In retrospect, this episode might have been doomed from the beginning.
Any episode that came after Peter Capaldi’s classic performance in “The Zygon Inversion” (which I’m still thinking about today) was going to suffer by the mere fact of its juxtaposition. So you can’t fault Doctor Who for choosing such a radically different episode to follow it.
But radically different doesn’t always equate to good. And “Sleep No More” suffers less from the juxtaposition than from one fatal gimmick.
To begin with, Mark Gatiss’s “Sleep No More” is the second Base Under Siege tale we’ve had this season, following “Under the Lake” and “Before the Flood” (though if you count the village of “The Girl Who Died,” that makes three). Though that might be a bit too many, the repetition isn’t a deal breaker in and of itself. After all, as Ebert famously said, “A movie is not about what it is about, but how it is about it.” Just because it’s been done before doesn’t mean it can’t still be done well.
And then the episode starts and we get into trouble.
A team of space marines arrives at an abandoned space station and finds only Twelve and Clara, who randomly showed up to investigate. It isn’t long before they’re all being chased by strange creatures. And it isn’t long before they find the mad scientist behind them (Reece Shearsmith, who deserves much better), and we discover that these creatures are the products of a mysterious sleep technology and are made of rheum. Yes, that nasty stuff that collects in the corners of our eyes while we sleep.
(Much to Twelve’s resigned annoyance, it’s Clara who gets to name the monsters this time around. And while “Sandmen” isn’t all that remarkable, it’s much better than “Rheumatoid.” So the episode has that going for it.)
It’s all fairly generic, but even that isn’t a deal breaker. The deal breaker is that this is a found-footage episode.
The idea of “found footage” – the conceit that the film you’re watching was assembled from footage of something that really happened – has been around for a long time, but of course it was The Blair Witch Project that gave it mainstream popularity. Since then, for better or worse, contemporary filmmakers have tried to make the next Blair Witch or Paranormal Activity. And if you’ve seen any of them, you know it’s almost always for worse.
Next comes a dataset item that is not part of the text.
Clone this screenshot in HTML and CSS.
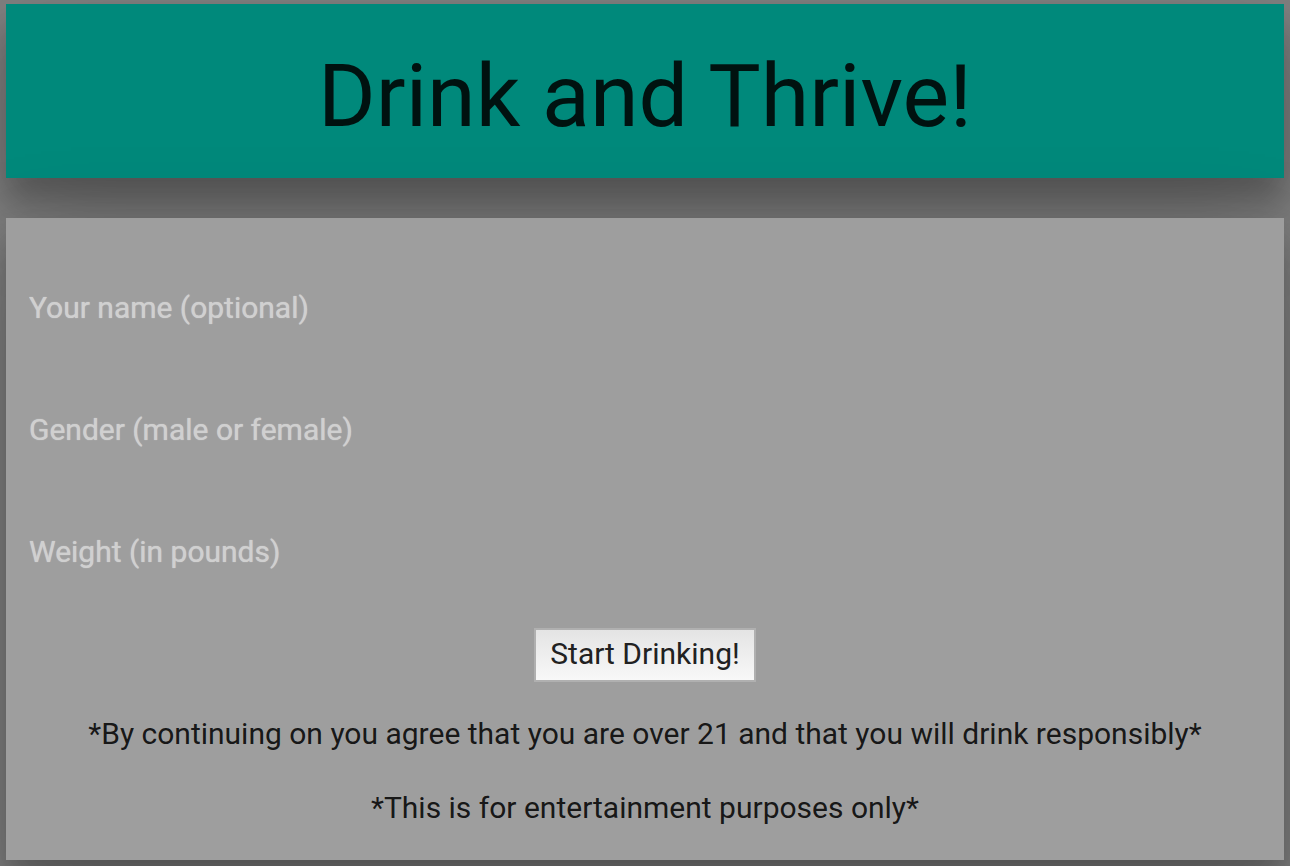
FILE: index.html
```html
<!DOCTYPE html>
<html lang="en">
<head>
<meta charset="utf-8">
<title>Drink and Thrive!</title>
<link rel="stylesheet" href="styles.css">
</head>
<body>
<header class="banner"><h1 class="title">Drink and Thrive!</h1></header>
<main class="panel">
<form class="form">
<div class="fields">
<input class="field" type="text" placeholder="Your name (optional)" aria-label="Your name (optional)">
<input class="field" type="text" placeholder="Gender (male or female)" aria-label="Gender (male or female)">
<input class="field" type="text" placeholder="Weight (in pounds)" aria-label="Weight (in pounds)">
</div>
<button class="start" type="button">Start Drinking!</button>
</form>
<p class="note">*By continuing on you agree that you are over 21 and that you will drink responsibly*</p>
<p class="note">*This is for entertainment purposes only*</p>
</main>
</body>
</html>
```
FILE: styles.css
```css
* { box-sizing: border-box; }
body {
  margin: 0;
  padding: 4px 6px 6px;
  background: #808080;
  color: rgba(0, 0, 0, 0.87);
  font-family: Roboto, "Liberation Sans", sans-serif;
  font-size: 30px;
  line-height: 40px;
}
.banner,
.panel {
  box-shadow: 0 24px 30px rgba(0, 0, 0, 0.24), 0 34px 100px rgba(0, 0, 0, 0.19);
  text-align: center;
}
.banner {
  padding: 44px 16px 34px;
  background: #00897b;
}
.title {
  margin: 0;
  font-size: 88px;
  font-weight: 400;
  line-height: 96px;
}
.panel {
  position: relative;
  margin-top: 40px;
  padding: 50px 16px 32px;
  background: #9e9e9e;
}
.form {
  display: flex;
  flex-direction: column;
  align-items: center;
  gap: 38px;
  margin-bottom: 32px;
}
.fields {
  display: flex;
  flex-direction: column;
  gap: 44px;
  width: 100%;
}
.field {
  width: 100%;
  height: 78px;
  padding: 0 7px;
  border: 0;
  background: transparent;
  color: inherit;
  font: inherit;
}
.field::placeholder {
  color: #d0d0d0;
  opacity: 1;
  text-shadow: 0 0 1px #d0d0d0;
}
.start {
  height: 54px;
  padding: 0 14px 2px;
  border: 2px solid #b0b0b0;
  background: linear-gradient(#e4e4e4, #f8f8f8);
  color: #212121;
  font: inherit;
}
.note { margin: 0 0 34px; }
.note:last-child { margin: 0; }
```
(My exception is Europa Report, a wonderful sci-fi thriller from a few years ago that’s genuinely suspenseful. But the catch is that it’s actually not a found-footage movie. It’s well worth seeing, and I’ll have more to say about it in the future.)
I think the reason found-footage stories don’t work is because the found-footage genre doesn’t work. Once you’ve seen one Blair Witch or Paranormal Activity, the shock and suspense wear off. We already know nearly everyone is going to die, so why should we care what happens to them? And if we recognize the actors, then there’s even less investment. So a gimmick designed to provoke engagement instead creates distance. I think that might actually be ironic.
Even worse, there’s not one moment in “Sleep No More” that feels like genuine amateur video. The camera’s always shaking around in that exaggerated way it does when you’re trying to look like an amateur photographer but you forget that even amateur photographers tend to be more steady than you make them out to be. There are multiple angles that should be impossible for the format (even more so when you factor in the logic – the Sandman infection hijacks the optic nerves of its victims, which still doesn’t explain how that scientist manages to record and transmit them).
And the ending is a twist too far (and this is coming from someone who liked “Kill the Moon”). In a revelation that seems lifted from “Dead Air” (a lesser audiobook in which Ten battles a monster made of sound), we discover that the monster has been contained in the very broadcast we’ve been watching, and our watching has released it. I don’t mind the metafictional part of it (after all, “Before the Flood” began with Twelve explaining the episode to us). But coming after such a weak story, it feels like a cheap, unearned moment in an episode that earned so few.
I really feel bad for disliking this episode so much. Gatiss is a terrific writer. He gave us “The Unquiet Dead” and “Cold War” and “Robot of Sherwood.” He’s usually so much better than this, and Series 9 has been SO much better than this, that I’m willing to write “Sleep No More” off as one bad day. One bad choice. The one bad loss that inevitably comes after a long winning streak. That’s part of the deal. It might suck, but it’s still part of the deal.
I have a feeling they’ll do better next time.
And until next time, thanks as always for following along.
“Be seeing you…”
You know you’re a true Doctor Who fan when you feel guilty for not liking an episode. We hear you!